THE EXERCISE.
Quote each line of the material verbatim, without the pictures.

SOURCE MATERIAL.
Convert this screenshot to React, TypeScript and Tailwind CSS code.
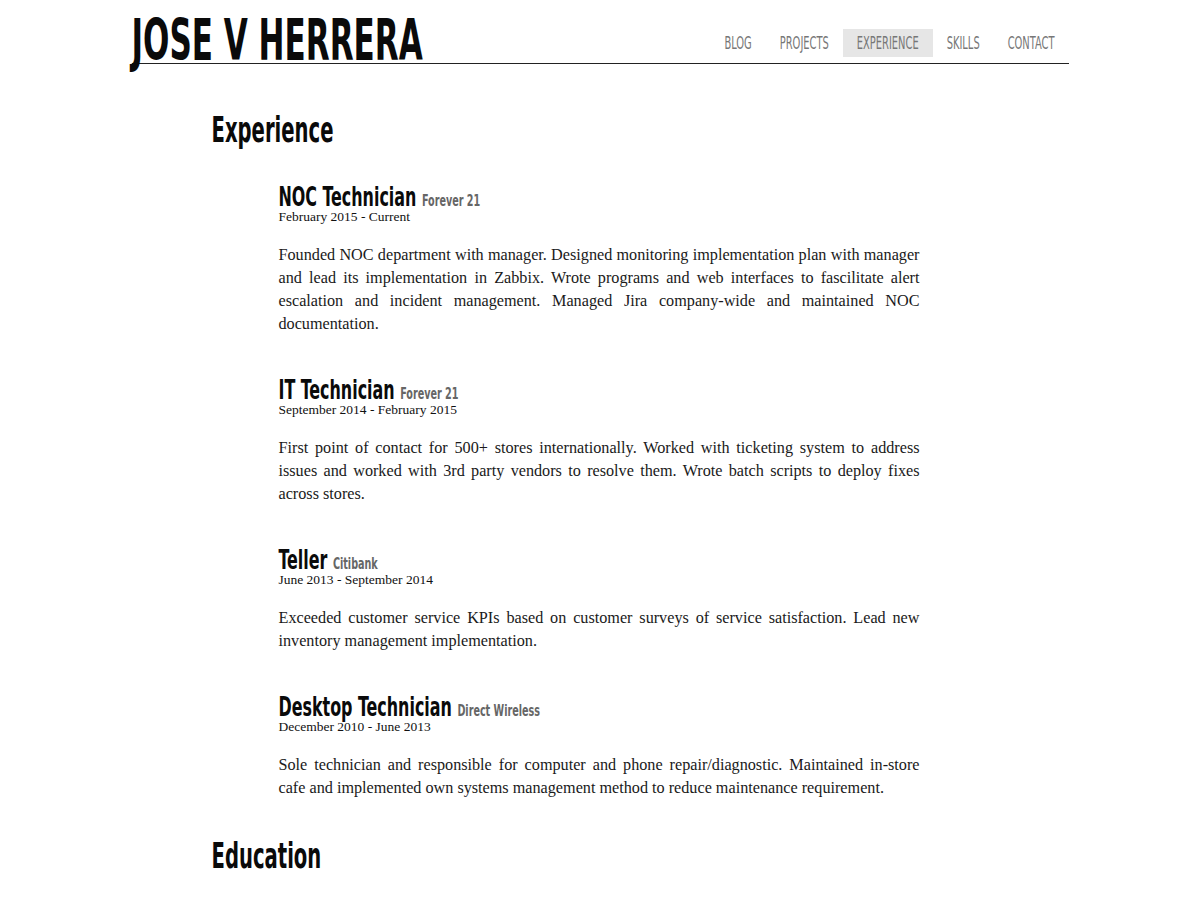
const heading =
  "font-['Liberation_Sans_Narrow','Arial_Narrow','DejaVu_Sans_Condensed',sans-serif] [font-stretch:condensed]";
const body = "font-['Liberation_Serif','Times_New_Roman',serif]";

type Job = {
  title: string;
  company: string;
  dates: string;
  lines: string[];
};

const jobs: Job[] = [
  {
    title: "NOC Technician",
    company: "Forever 21",
    dates: "February 2015 - Current",
    lines: [
      "Founded NOC department with manager. Designed monitoring implementation plan with manager",
      "and lead its implementation in Zabbix. Wrote programs and web interfaces to fascilitate alert",
      "escalation and incident management. Managed Jira company-wide and maintained NOC",
      "documentation.",
    ],
  },
  {
    title: "IT Technician",
    company: "Forever 21",
    dates: "September 2014 - February 2015",
    lines: [
      "First point of contact for 500+ stores internationally. Worked with ticketing system to address",
      "issues and worked with 3rd party vendors to resolve them. Wrote batch scripts to deploy fixes",
      "across stores.",
    ],
  },
  {
    title: "Teller",
    company: "Citibank",
    dates: "June 2013 - September 2014",
    lines: [
      "Exceeded customer service KPIs based on customer surveys of service satisfaction. Lead new",
      "inventory management implementation.",
    ],
  },
  {
    title: "Desktop Technician",
    company: "Direct Wireless",
    dates: "December 2010 - June 2013",
    lines: [
      "Sole technician and responsible for computer and phone repair/diagnostic. Maintained in-store",
      "cafe and implemented own systems management method to reduce maintenance requirement.",
    ],
  },
];

const navItems = ["Blog", "Projects", "Experience", "Skills", "Contact"];

function Header() {
  return (
    <header className="w-[937px] mx-auto flex items-end justify-between pt-[29px] border-b border-[#222]">
      <h1 className={`${heading} font-bold text-[34.5px] leading-[30px] text-[#0a0a0a]`}>
        <span className="inline-block origin-[0_90%] scale-y-[1.66]">JOSE V HERRERA</span>
      </h1>
      <nav className="flex mb-[6px]">
        {navItems.map((item) => (
          <a
            key={item}
            href="#"
            className={`${heading} block h-[28px] px-[14px] text-[11px] leading-[34px] uppercase text-[#777] ${
              item === "Experience" ? "bg-[#e6e6e6]" : ""
            }`}
          >
            <span className="inline-block origin-[0_61%] scale-y-[1.58]">{item}</span>
          </a>
        ))}
      </nav>
    </header>
  );
}

function SectionTitle({ children, className = "" }: { children: string; className?: string }) {
  return (
    <h2 className={`${heading} ml-[80px] font-bold text-[21.8px] leading-[30px] text-[#0a0a0a] ${className}`}>
      <span className="inline-block origin-[0_75%] scale-y-[1.64]">{children}</span>
    </h2>
  );
}

function JobEntry({ job, first }: { job: Job; first: boolean }) {
  return (
    <div className={first ? "mt-[39px]" : "mt-[46px]"}>
      <h3 className={`${heading} font-bold text-[17.7px] leading-[22px] text-[#0a0a0a]`}>
        <span className="inline-block leading-[18px] origin-[0_84%] scale-y-[1.55]">
          {job.title}{" "}
          <span className="text-[10.7px] leading-[12px] text-[#666]">{job.company}</span>
        </span>
      </h3>
      <p className={`${body} text-[13.5px] leading-[12px] text-[#111]`}>{job.dates}</p>
      <p className={`${body} mt-[21px] text-[16.2px] leading-[23px] text-[#1a1a1a]`}>
        {job.lines.map((line, i) => (
          <span
            key={i}
            className={
              i < job.lines.length - 1
                ? "block whitespace-nowrap text-justify [text-align-last:justify]"
                : "block"
            }
          >
            {line}
          </span>
        ))}
      </p>
    </div>
  );
}

export default function App() {
  return (
    <div className="min-h-screen bg-white">
      <Header />
      <main className="w-[937px] mx-auto pt-[56px] pb-10">
        <SectionTitle>Experience</SectionTitle>
        <div className="ml-[147px] w-[641px]">
          {jobs.map((job, i) => (
            <JobEntry key={job.title} job={job} first={i === 0} />
          ))}
        </div>
        <SectionTitle className="mt-[46px]">Education</SectionTitle>
      </main>
    </div>
  );
}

COMPLETED TASK.
Convert this screenshot to React, TypeScript and Tailwind CSS code.
const heading =
  "font-['Liberation_Sans_Narrow','Arial_Narrow','DejaVu_Sans_Condensed',sans-serif] [font-stretch:condensed]";
const body = "font-['Liberation_Serif','Times_New_Roman',serif]";

type Job = {
  title: string;
  company: string;
  dates: string;
  lines: string[];
};

const jobs: Job[] = [
  {
    title: "NOC Technician",
    company: "Forever 21",
    dates: "February 2015 - Current",
    lines: [
      "Founded NOC department with manager. Designed monitoring implementation plan with manager",
      "and lead its implementation in Zabbix. Wrote programs and web interfaces to fascilitate alert",
      "escalation and incident management. Managed Jira company-wide and maintained NOC",
      "documentation.",
    ],
  },
  {
    title: "IT Technician",
    company: "Forever 21",
    dates: "September 2014 - February 2015",
    lines: [
      "First point of contact for 500+ stores internationally. Worked with ticketing system to address",
      "issues and worked with 3rd party vendors to resolve them. Wrote batch scripts to deploy fixes",
      "across stores.",
    ],
  },
  {
    title: "Teller",
    company: "Citibank",
    dates: "June 2013 - September 2014",
    lines: [
      "Exceeded customer service KPIs based on customer surveys of service satisfaction. Lead new",
      "inventory management implementation.",
    ],
  },
  {
    title: "Desktop Technician",
    company: "Direct Wireless",
    dates: "December 2010 - June 2013",
    lines: [
      "Sole technician and responsible for computer and phone repair/diagnostic. Maintained in-store",
      "cafe and implemented own systems management method to reduce maintenance requirement.",
    ],
  },
];

const navItems = ["Blog", "Projects", "Experience", "Skills", "Contact"];

function Header() {
  return (
    <header className="w-[937px] mx-auto flex items-end justify-between pt-[29px] border-b border-[#222]">
      <h1 className={`${heading} font-bold text-[34.5px] leading-[30px] text-[#0a0a0a]`}>
        <span className="inline-block origin-[0_90%] scale-y-[1.66]">JOSE V HERRERA</span>
      </h1>
      <nav className="flex mb-[6px]">
        {navItems.map((item) => (
          <a
            key={item}
            href="#"
            className={`${heading} block h-[28px] px-[14px] text-[11px] leading-[34px] uppercase text-[#777] ${
              item === "Experience" ? "bg-[#e6e6e6]" : ""
            }`}
          >
            <span className="inline-block origin-[0_61%] scale-y-[1.58]">{item}</span>
          </a>
        ))}
      </nav>
    </header>
  );
}

function SectionTitle({ children, className = "" }: { children: string; className?: string }) {
  return (
    <h2 className={`${heading} ml-[80px] font-bold text-[21.8px] leading-[30px] text-[#0a0a0a] ${className}`}>
      <span className="inline-block origin-[0_75%] scale-y-[1.64]">{children}</span>
    </h2>
  );
}

function JobEntry({ job, first }: { job: Job; first: boolean }) {
  return (
    <div className={first ? "mt-[39px]" : "mt-[46px]"}>
      <h3 className={`${heading} font-bold text-[17.7px] leading-[22px] text-[#0a0a0a]`}>
        <span className="inline-block leading-[18px] origin-[0_84%] scale-y-[1.55]">
          {job.title}{" "}
          <span className="text-[10.7px] leading-[12px] text-[#666]">{job.company}</span>
        </span>
      </h3>
      <p className={`${body} text-[13.5px] leading-[12px] text-[#111]`}>{job.dates}</p>
      <p className={`${body} mt-[21px] text-[16.2px] leading-[23px] text-[#1a1a1a]`}>
        {job.lines.map((line, i) => (
          <span
            key={i}
            className={
              i < job.lines.length - 1
                ? "block whitespace-nowrap text-justify [text-align-last:justify]"
                : "block"
            }
          >
            {line}
          </span>
        ))}
      </p>
    </div>
  );
}

export default function App() {
  return (
    <div className="min-h-screen bg-white">
      <Header />
      <main className="w-[937px] mx-auto pt-[56px] pb-10">
        <SectionTitle>Experience</SectionTitle>
        <div className="ml-[147px] w-[641px]">
          {jobs.map((job, i) => (
            <JobEntry key={job.title} job={job} first={i === 0} />
          ))}
        </div>
        <SectionTitle className="mt-[46px]">Education</SectionTitle>
      </main>
    </div>
  );
}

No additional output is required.